It was drizzling in Chelsea at 12:30 p.m. today, the time that the Arts & Labor working group within Occupy Wall Street, which recently issued a pamphlet outlining the state of labor in the art world, had planned to meet on the High Line for an organizational lunch and discussion. [The complete text of that pamphlet is available here.]
When we arrived at the planned meeting place, between 22nd and 23rd Street, Gallerist found only two people there, holding umbrelllas, but they quickly directed us south, to the covered section of the park that crosses 16th Street.
About 100 people had gathered there, and they were holding an assembly, their voices echoing throughout the cavernous space and out onto the largely vacant walkways of the park.

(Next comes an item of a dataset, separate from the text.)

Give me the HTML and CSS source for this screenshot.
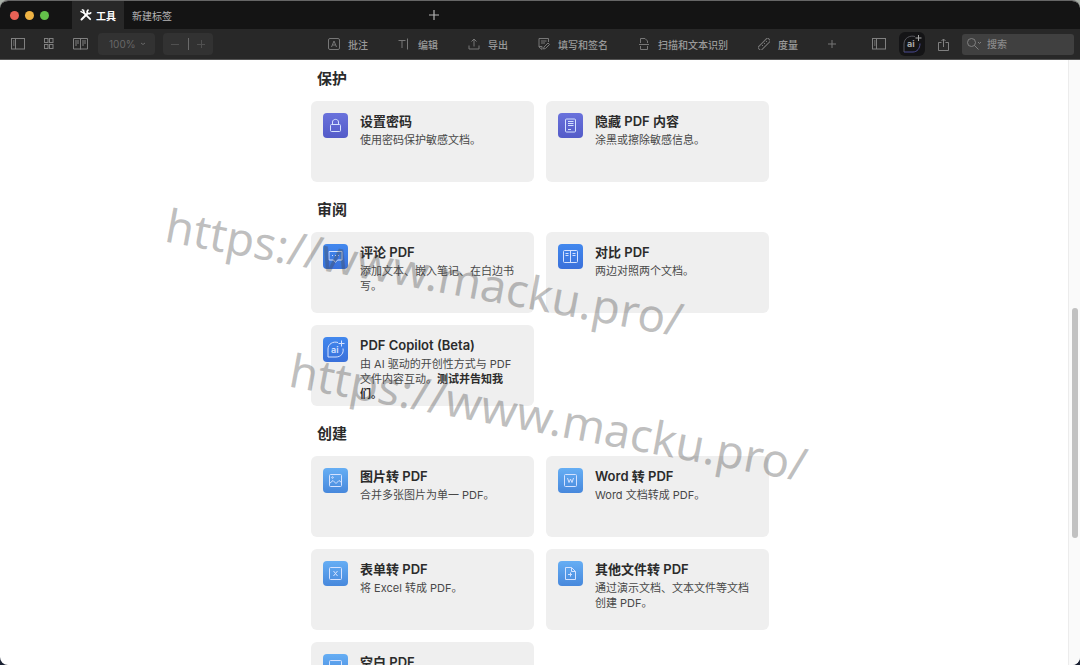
FILE: index.html
```html
<!DOCTYPE html>
<html lang="zh-CN">
<head>
    <meta charset="UTF-8">
    <meta name="viewport" content="width=device-width, initial-scale=1.0">
    <title>工具</title>
    <link rel="stylesheet" href="styles.css">
</head>
<body>
<div class="window">

    <header class="tabbar">
        <div class="lights">
            <span class="light red"></span>
            <span class="light yellow"></span>
            <span class="light green"></span>
        </div>
        <nav class="tabs">
            <button class="tab active">
                <svg width="12" height="12" viewBox="0 0 12 12" fill="none" stroke="currentColor" stroke-linecap="round"><path d="M4.2 4.2l6 6" stroke-width="1.8"/><path d="M1 2.6l1.600.8L4.200 4.200 3.600 1.400 2.400.9" stroke-width="1.500"/><path d="M1.500 10.500L7.500 4.500" stroke-width="2"/><path d="M8 1.200c-1 1-1 2.200-.3 2.900s2 .7 3-.3" stroke-width="1.700"/></svg>
                工具
            </button>
            <button class="tab">新建标签</button>
        </nav>
        <button class="new-tab" aria-label="新建">
            <svg width="10" height="10" viewBox="0 0 10 10" stroke="currentColor" stroke-width="1.200"><path d="M5 0v10M0 5h10"/></svg>
        </button>
    </header>

    <div class="toolbar">
        <div class="view-tools">
            <button class="icon-btn" aria-label="侧边栏">
                <svg width="14" height="12" viewBox="0 0 14 12" fill="none" stroke="currentColor"><rect x=".5" y=".5" width="13" height="10.500"/><path d="M4.500.5V11M2 3h1.500M2 5h1.500M2 7h1.500"/></svg>
            </button>
            <button class="icon-btn" aria-label="缩略图">
                <svg width="10" height="12" viewBox="0 0 10 12" fill="none" stroke="currentColor"><rect x=".5" y=".5" width="3.500" height="4"/><rect x="5.500" y=".5" width="3.500" height="4"/><rect x=".5" y="6.500" width="3.500" height="4"/><rect x="5.500" y="6.500" width="3.500" height="4"/></svg>
            </button>
            <button class="icon-btn" aria-label="双页">
                <svg width="15" height="12" viewBox="0 0 15 12" fill="none" stroke="currentColor"><path d="M.5.5h14v10.500H.5zM7.500.5v11M2 3h4M2 5h4M2 7h2M9 3h4M9 5h4M9 7h2"/></svg>
            </button>
            <div class="zoom">
                <select aria-label="缩放" disabled>
                    <option>100%</option>
                </select>
                <svg width="6" height="4" viewBox="0 0 6 4" fill="none" stroke="currentColor"><path d="M1 1l2 1.500L5 1"/></svg>
            </div>
            <div class="stepper">
                <button aria-label="缩小"><svg width="8" height="8" viewBox="0 0 8 8" stroke="currentColor"><path d="M0 4.500h8"/></svg></button>
                <span class="divider"></span>
                <button aria-label="放大"><svg width="8" height="8" viewBox="0 0 8 8" stroke="currentColor"><path d="M0 4.500h8M4.500 0v8"/></svg></button>
            </div>
        </div>

        <nav class="edit-tools">
            <button class="tool">
                <svg width="12" height="12" viewBox="0 0 12 12" fill="none" stroke="currentColor"><rect x=".5" y=".5" width="11" height="11" rx="1.500"/><path d="M3.500 9L6 3l2.500 6M4.500 7h3"/></svg>
                批注
            </button>
            <button class="tool">
                <svg width="12" height="12" viewBox="0 0 12 12" fill="none" stroke="currentColor"><path d="M.5 2.500h7M4 2.500V10M9.500.5v11"/></svg>
                编辑
            </button>
            <button class="tool">
                <svg width="12" height="12" viewBox="0 0 12 12" fill="none" stroke="currentColor"><path d="M1 7.500V11h10V7.500M6 8.500V1M3.500 3.500L6 1l2.500 2.500"/></svg>
                导出
            </button>
            <button class="tool">
                <svg width="12" height="12" viewBox="0 0 12 12" fill="none" stroke="currentColor"><path d="M4 11.500L1 9V.5h9.500V4M3 3h5.500M3 5h4M1 8.500h3v3M5.500 11l.5-2 4-4 1.500 1.500-4 4z"/></svg>
                填写和签名
            </button>
            <button class="tool">
                <svg width="12" height="12" viewBox="0 0 12 12" fill="none" stroke="currentColor"><path d="M2.500 5V.5H7L9.500 3v2M2.500 8v3.500h7V8M1 6.500h10"/></svg>
                扫描和文本识别
            </button>
            <button class="tool">
                <svg width="12" height="12" viewBox="0 0 12 12" fill="none" stroke="currentColor"><rect x="-1" y="4" width="14" height="4.500" rx="1" transform="rotate(-45 6 6)"/><path d="M4 7l1 1M6 5l1 1M8 3l1 1"/></svg>
                度量
            </button>
            <button class="icon-btn" aria-label="添加工具">
                <svg width="8" height="8" viewBox="0 0 8 8" stroke="currentColor"><path d="M0 4h8M4 0v8"/></svg>
            </button>
        </nav>

        <div class="side-tools">
            <button class="icon-btn" aria-label="面板">
                <svg width="14" height="12" viewBox="0 0 14 12" fill="none" stroke="currentColor"><rect x=".5" y=".5" width="13" height="10.500"/><path d="M4.500.5V11M2 3h1.500M2 5h1.500M2 7h1.500"/></svg>
            </button>
            <button class="ai-btn" aria-label="AI 助手">
                <svg width="20" height="20" viewBox="0 0 20 20" fill="none"><path d="M13 2.500C8 1 2 4 2 10v8" stroke="#55555c"/><path d="M2 18h9c4 0 7-3.500 7-8.500" stroke="#4a4a92"/><path d="M16.500 1v6M13.500 4h6" stroke="#a8a8a8"/><text x="5" y="13" class="ai-text">ai</text></svg>
            </button>
            <button class="icon-btn" aria-label="共享">
                <svg width="11" height="13" viewBox="0 0 11 13" fill="none" stroke="currentColor"><path d="M3.500 4.500h-3v8h10v-8h-3M5.500 9V1M3.500 3l2-2 2 2"/></svg>
            </button>
            <label class="search">
                <svg width="15" height="12" viewBox="0 0 15 12" fill="none" stroke="currentColor"><circle cx="4.500" cy="4.500" r="4"/><path d="M7.500 7.500l4 4M11 4l1.500 1.500L14 4"/></svg>
                <input type="search" placeholder="搜索" aria-label="搜索">
            </label>
        </div>
    </div>

    <main class="content">
        <section>
            <h2>保护</h2>
            <div class="cards">
                <a class="card" href="#">
                    <span class="badge protect"><svg width="15" height="15" viewBox="0 0 15 15"><rect x="2.500" y="6.500" width="10" height="7" rx="1"/><path d="M4.500 6.500V4c0-3.500 6-3.500 6 0v2.500"/></svg></span>
                    <div class="info">
                        <h3>设置密码</h3>
                        <p>使用密码保护敏感文档。</p>
                    </div>
                </a>
                <a class="card" href="#">
                    <span class="badge protect"><svg width="15" height="15" viewBox="0 0 15 15"><rect x="2.500" y="1" width="10" height="13" rx="1"/><path d="M5 3.500h5.500M5 5.500h5.500M5 7.500h5.500M5 11.500h3"/></svg></span>
                    <div class="info">
                        <h3>隐藏 PDF 内容</h3>
                        <p>涂黑或擦除敏感信息。</p>
                    </div>
                </a>
            </div>
        </section>

        <section>
            <h2>审阅</h2>
            <div class="cards">
                <a class="card" href="#">
                    <span class="badge review"><svg width="15" height="15" viewBox="0 0 15 15"><path d="M1 2.500h13v8.500H9.500L7.500 13.500 5.500 11H1zM4 6.500h1M7 6.500h1M10 6.500h1"/></svg></span>
                    <div class="info">
                        <h3>评论 PDF</h3>
                        <p>添加文本、嵌入笔记、在白边书写。</p>
                    </div>
                </a>
                <a class="card" href="#">
                    <span class="badge review"><svg width="15" height="15" viewBox="0 0 15 15"><rect x=".5" y="1.500" width="14" height="12" rx="1"/><path d="M7.500 1.500v12M2.500 4.500h3M2.500 6.500h3M9.500 4.500h3M9.500 6.500h3"/></svg></span>
                    <div class="info">
                        <h3>对比 PDF</h3>
                        <p>两边对照两个文档。</p>
                    </div>
                </a>
                <a class="card" href="#">
                    <span class="badge review"><svg width="19" height="19" viewBox="0 0 19 19"><path d="M12 2.500C7 1 2 4 2 9v8h8c5 0 8-4 7-8.500M15.500.5v6M12.500 3.500h6"/><text x="5" y="13" class="badge-text">ai</text></svg></span>
                    <div class="info">
                        <h3>PDF Copilot (Beta)</h3>
                        <p>由 AI 驱动的开创性方式与 PDF 文件内容互动。<strong>测试并告知我们。</strong></p>
                    </div>
                </a>
            </div>
        </section>

        <section>
            <h2>创建</h2>
            <div class="cards">
                <a class="card" href="#">
                    <span class="badge create"><svg width="15" height="15" viewBox="0 0 15 15"><rect x="1.500" y="1.500" width="12" height="12" rx="1"/><circle cx="4.500" cy="4.500" r=".8"/><path d="M1.500 10.500L5 7.500l3 3 3-3 2.500 2"/></svg></span>
                    <div class="info">
                        <h3>图片转 PDF</h3>
                        <p>合并多张图片为单一 PDF。</p>
                    </div>
                </a>
                <a class="card" href="#">
                    <span class="badge create"><svg width="15" height="15" viewBox="0 0 15 15"><rect x="1.500" y="1.500" width="12" height="12" rx="1"/><path d="M4.500 5l1.500 4.500L7.500 6 9 9.500 10.500 5"/></svg></span>
                    <div class="info">
                        <h3>Word 转 PDF</h3>
                        <p>Word 文档转成 PDF。</p>
                    </div>
                </a>
                <a class="card" href="#">
                    <span class="badge create"><svg width="15" height="15" viewBox="0 0 15 15"><rect x="1.500" y="1.500" width="12" height="12" rx="1"/><path d="M5.500 5l4 5M9.500 5l-4 5"/></svg></span>
                    <div class="info">
                        <h3>表单转 PDF</h3>
                        <p>将 Excel 转成 PDF。</p>
                    </div>
                </a>
                <a class="card" href="#">
                    <span class="badge create"><svg width="15" height="15" viewBox="0 0 15 15"><path d="M2.500 1.500h6l4 4v8h-10zM8.500 1.500v4h4M5 8.500h4M7.500 6.500v4"/></svg></span>
                    <div class="info">
                        <h3>其他文件转 PDF</h3>
                        <p>通过演示文档、文本文件等文档创建 PDF。</p>
                    </div>
                </a>
                <a class="card" href="#">
                    <span class="badge create"><svg width="15" height="15" viewBox="0 0 15 15"><rect x="1.500" y="1.500" width="12" height="12" rx="1"/></svg></span>
                    <div class="info">
                        <h3>空白 PDF</h3>
                    </div>
                </a>
            </div>
        </section>

        <div class="scrollbar"><span class="thumb"></span></div>
    </main>

    <div class="watermark first">https://www.macku.pro/</div>
    <div class="watermark second">https://www.macku.pro/</div>
</div>
</body>
</html>
```

FILE: styles.css
```css
:root {
    --tabbar: #141414;
    --toolbar: #282828;
    --control: #323232;
    --muted: #808080;
    --card: #efefef;
    --text: #2b2b2b;
}
* {
    box-sizing: border-box;
}
body {
    margin: 0;
    background: linear-gradient(#a9b0a8, #1b2233);
    font-family: Inter, "Noto Sans CJK SC", sans-serif;
    color: var(--text);
}
button {
    display: flex;
    align-items: center;
    padding: 0;
    border: 0;
    background: none;
    color: inherit;
    font: inherit;
}
svg {
    flex: none;
}
.window {
    position: relative;
    display: flex;
    flex-direction: column;
    height: 100vh;
    overflow: hidden;
    border-top: 1px solid #666;
    border-radius: 8px;
    background: #fff;
}

/* 标签栏 */
.tabbar {
    display: flex;
    flex: none;
    height: 28px;
    background: var(--tabbar);
    color: #b4b4b4;
    font-size: 10px;
}
.lights {
    display: flex;
    align-items: center;
    gap: 6px;
    width: 72px;
    padding-left: 10px;
}
.light {
    width: 9px;
    height: 9px;
    border-radius: 50%;
}
.red {
    background: #ea6256;
}
.yellow {
    background: #f0b444;
}
.green {
    background: #63c04a;
}
.tabs {
    display: flex;
    width: 357px;
}
.tab {
    gap: 4px;
    padding: 0 8px;
}
.tab.active {
    background: var(--toolbar);
    color: #fff;
    font-weight: 700;
}

/* 工具栏 */
.toolbar {
    display: flex;
    flex: none;
    align-items: center;
    height: 31px;
    padding: 0 6px 0 11px;
    border-bottom: 1px solid #555;
    background: var(--toolbar);
    color: var(--muted);
    font-size: 10px;
}
.view-tools {
    display: flex;
    align-items: center;
}
.view-tools .icon-btn {
    margin-right: 19px;
}
.view-tools .icon-btn + .icon-btn + .icon-btn {
    margin-right: 10px;
}
.zoom {
    display: flex;
    align-items: center;
    width: 57px;
    height: 22px;
    margin-right: 8px;
    padding: 0 9px 0 11px;
    border-radius: 4px;
    background: var(--control);
    color: #686868;
}
.zoom select {
    flex: 1;
    min-width: 0;
    padding: 0;
    border: 0;
    background: none;
    appearance: none;
    color: inherit;
    font: inherit;
    opacity: 1;
}
.stepper {
    display: flex;
    align-items: center;
    justify-content: space-between;
    width: 50px;
    height: 22px;
    padding: 0 8px;
    border-radius: 4px;
    background: var(--control);
    color: #505050;
}
.divider {
    width: 1px;
    height: 12px;
    background: #6a6a6a;
}
.edit-tools {
    display: flex;
    align-items: center;
    gap: 30px;
    margin-left: auto;
    color: #999;
}
.edit-tools svg {
    color: #777;
}
.tool {
    gap: 8px;
    font-weight: 500;
    white-space: nowrap;
}
.side-tools {
    display: flex;
    align-items: center;
    gap: 13px;
    margin-left: 36px;
}
.ai-btn {
    justify-content: center;
    width: 26px;
    height: 24px;
    border-radius: 6px;
    background: #141416;
}
.ai-text {
    fill: #a8a8a8;
    font-size: 9px;
    font-weight: 700;
}
.search {
    display: flex;
    align-items: center;
    gap: 5px;
    width: 112px;
    height: 21px;
    padding: 0 5px;
    border-radius: 3px;
    background: #404040;
}
.search input {
    flex: 1;
    min-width: 0;
    padding: 0;
    border: 0;
    outline: none;
    background: none;
    color: #ccc;
    font: inherit;
    font-weight: 500;
}
.search input::placeholder {
    color: #8a8a8a;
}

/* 工具列表 */
.content {
    position: relative;
    display: flex;
    flex: 1;
    flex-direction: column;
    align-items: center;
    gap: 18px;
    min-height: 0;
    padding-top: 9px;
    overflow: hidden;
}
section {
    flex: none;
    width: 100%;
    max-width: 458px;
}
h2 {
    margin: 0 0 12px 6px;
    font-size: 15px;
    font-weight: 600;
    line-height: 20px;
}
.cards {
    display: grid;
    grid-template-columns: 1fr 1fr;
    gap: 12px;
}
.card {
    display: flex;
    gap: 12px;
    min-height: 81px;
    padding: 12px 12px 0;
    border-radius: 6px;
    background: var(--card);
    color: inherit;
    text-decoration: none;
}
.badge {
    display: flex;
    flex: none;
    align-items: center;
    justify-content: center;
    width: 25px;
    height: 25px;
    border-radius: 4px;
}
.badge svg {
    fill: none;
    stroke: #d5e2ff;
}
.badge .badge-text {
    fill: #d5e2ff;
    stroke: none;
    font-size: 9px;
    font-weight: 600;
}
.protect {
    background: linear-gradient(#6a72dc, #535bc8);
}
.review {
    background: linear-gradient(#4288ee, #3a70da);
}
.create {
    background: linear-gradient(#66aef4, #4788dc);
}
h3 {
    margin: 0;
    font-size: 13px;
    font-weight: 600;
    line-height: 17px;
}
p {
    margin: 3px 0 0;
    color: #484848;
    font-size: 11px;
    line-height: 15px;
}
strong {
    color: var(--text);
    font-weight: 600;
}
.scrollbar {
    position: absolute;
    top: 0;
    right: 0;
    bottom: 0;
    width: 12px;
    border-left: 1px solid #ececec;
    background: #fafafa;
}
.thumb {
    position: absolute;
    top: 41%;
    left: 3px;
    width: 6px;
    height: 38%;
    border-radius: 3px;
    background: #c1c1c1;
}

/* 水印 */
.watermark {
    position: absolute;
    color: rgba(70, 70, 70, 0.34);
    font-family: "Noto Sans", sans-serif;
    font-size: 46px;
    line-height: 60px;
    white-space: nowrap;
    transform: rotate(10.5deg);
    transform-origin: left bottom;
    pointer-events: none;
}
.first {
    top: 192px;
    left: 161px;
}
.second {
    top: 337px;
    left: 285px;
}
```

“I went to one of the most expensive art schools in the country,” one young man said, stopping every fifth or sixth word, so that the crowd could repeat his phrases in unison. He said that he had dropped out. “Art school is not designed to provide adequate training, ” he said. “It is designed to put you in debt.” The crowd waved their hands in the air, signaling their approval.
There were artists, teachers, writers and curators, as well as many who fill more than one of those categories in their various jobs. At least one Lower East Side dealer was present, as well as a trombonist, who noted that musicians are frequently compensated with nothing more than tips when playing at city clubs. Shortly after 1 p.m., five police officers arrived, and watched from a distance.
A representative from the W.A.G.E. (Working Artists and the Greater Economy) was there too, and she spoke about the group’s upcoming plans with Artists Space, the SoHo-based nonprofit gallery that has agreed to open its books to the group. They plan to hold public discussions about persuading nonprofit galleries to provide artists with fees when they show there. They need the crowds help, she said, to come to the talks, to join the discussions.
An artist spoke of losing his house when the economy tanked, another about the system of un- and low-paid workers that help produce his shows, and that help galleries function. “Galleries have an interest in presenting me as an independent producer of cultural value,” he said. “My independence is absolutely dependent on those who hold me up and make me look good.”
A handful of organizers circulated throughout the crowd, offering sandwiches packaged in bags affixed with stickers reading 99%. Alison Knowles, we imagined, would have approved. Off to the side of the space there were cardboard signs: “Occupy Bottino’s” [sic] one read, referring to the lunch and dinner spot popular with the Chelsea art crowd. Another choice sign: “Art workers might
won’t kiss ass for health insurance,” a revision of a 1969 Art Workers Coalition sign.
College art teachers discussed their low wages and lack of job stability and health insurance. “I have no idea how to make my life work,” one adjunct professor said.
A few voices cautioned that hard work lay ahead, that the art group risked marginalization. “It is incumbent on us to identify our interests with the interests of other workers,” said one artist. Another emphasized the need to “break up the homogeneity here.” The crowd–like New York’s art world–was predominantly white and young.
Another artist, in a purple hat, spoke briefly, near the close of the meeting. “I just want to say that OWS has come to the art world,” she said. She did not know how the group would change things, she admitted, but she was optimistic. “I think we can figure something out,” she said.